Angels first announced Jesus’ birth to the shepherds in the field and a multitude of heavenly hosts sang with great joy the birth of the Messiah. In a dream, Joseph is later warned by an angel to take his wife and his young son and flee into Egypt and wait there until he receives word that Herod no longer seeks to destroy him. Jesus himself is ministered to by angels after his 40 days of temptation in the desert. The Acts of the Apostles recount the works of angels in freeing Paul and the other apostles by opening the prison doors.
But there are also times of conflict between the angels; today’s passage from Revelation, for example, dramatically describes the battle between Michael and his angels and Satan and the fallen ones. But it is the “blood of the lamb” that will destroy evil and it is Nathanael in today’s Gospel who recognizes Jesus as his Savior and sees those angels ascending and descending from heaven and recreating life anew.
We are not the only ones in the choir.
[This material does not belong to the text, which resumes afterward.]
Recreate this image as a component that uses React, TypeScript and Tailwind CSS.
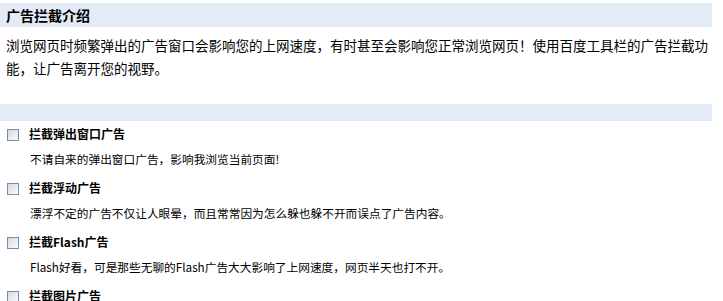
const OPTIONS = [
  { label: "拦截弹出窗口广告", desc: "不请自来的弹出窗口广告，影响我浏览当前页面!" },
  { label: "拦截浮动广告", desc: "漂浮不定的广告不仅让人眼晕，而且常常因为怎么躲也躲不开而误点了广告内容。" },
  { label: "拦截Flash广告", desc: "Flash好看，可是那些无聊的Flash广告大大影响了上网速度，网页半天也打不开。" },
  { label: "拦截图片广告", desc: "" },
];

function Checkbox() {
  return (
    <span className="box-border block h-[12px] w-[12px] shrink-0 border border-[#7a8ea8] bg-gradient-to-br from-[#d6dae0] to-[#fbfbfb]" />
  );
}

export default function App() {
  return (
    <div
      className="h-[301px] w-[723px] overflow-hidden bg-white pt-[3px] text-black"
      style={{ fontFamily: '"Noto Sans CJK SC", "Liberation Sans", sans-serif' }}
    >
      <div className="w-[712px]">
        {/* intro header */}
        <div className="flex h-[24px] items-center bg-[#e3ebf6] pl-[6px] text-[14px] font-bold leading-none">
          广告拦截介绍
        </div>
        <p className="mt-[7px] pl-[6px] text-[13.5px] leading-[23px]">
          浏览网页时频繁弹出的广告窗口会影响您的上网速度，有时甚至会影响您正常浏览网页！使用百度工具栏的广告拦截功能，让广告离开您的视野。
        </p>

        {/* options header */}
        <div className="mt-[24px] h-[17px] bg-[#e3ebf6]" />

        <div className="flex flex-col">
          {OPTIONS.map((opt) => (
            <div key={opt.label} className="flex h-[54px] flex-col">
              <label className="flex h-[26px] items-center pl-[7px]">
                <span className="mt-[1px]">
                  <Checkbox />
                </span>
                <span className="ml-[10px] text-[12px] font-bold leading-none">{opt.label}</span>
              </label>
              <div className="h-[28px] pl-[30px] text-[11.7px] leading-[24px]">{opt.desc}</div>
            </div>
          ))}
        </div>
      </div>
    </div>
  );
}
There is a spiritual force beside, in front of, and behind us that continues to lead, warn, admonish, strengthen and enable us to participate in the life that is eternally there between our world and that of all divine creation. Those are his angels.
In his work The Invisible War, Chip Ingram recounts a story that is worth repeating:
A missionary was serving as a medic in Africa and periodically he had to travel by bicycle through the jungle to a nearby city for supplies. It was a two day trip so he would camp in the jungle overnight. He had always made the trip without incident but one day when he arrived in the city, he saw two men fighting. One was seriously hurt, so he treated the man, shared Christ with him, and went on his way. The next time the missionary traveled to the city, the man he had treated approached him. ‘I know you carry money and medicine, the man said to the missionary. “Some friends and I followed you into the jungle that night after you treated me, knowing you had to sleep in the jungle alone. We waited for you to go to sleep, planning to kill you and take your money and drugs. As we started to move into the campsite, we saw twenty-six armed guards surrounding you. There were only six of us, so we knew we couldn’t possibly get near, and we left.”
When he heard this, the missionary laughed. “That’s impossible, I assure you. I was alone in the campsite.” But the young man pressed the point, “No sir. I wasn’t the only one who saw the guards. My friends saw them too and we all counted them.” Later as the missionary went home to his church in Michigan and told his story, someone in the church stopped him and told the following: “On that night in Africa it was morning here. I stopped by the church to get some materials for a ministry trip. But as I was putting my bags in my trunk, I felt the Lord leading me to pray for you. It was an extremely strong urge, so I got on the phone and gathered some other men to come to church and pray for you. Then the man turned to the rest of the congregation. Will all of those men who prayed with me that day stand up right now?” And one by one they stood up—all twenty-six of them.
I know that each one of us can recount a time when a near traffic accident, an almost certain fall, a missed appointment, a missed airline flight, or a broken elevator was a divine intervention, an angel stepping in front of danger, a larger plan playing out, a saving experience not so much deserved but gratefully accepted. Our sacred history is overlaid with hundreds of stories about angelic intervention - those spirits ascending or descending to meet us wherever we are to bring us closer to the divine, in whose image we are created. The angels and archangels and all the company of heaven who behold the glory of God’s presence and offer unceasing praise are with us, next to us, behind us, ahead of us, and all around us because indeed Jesus DOES save.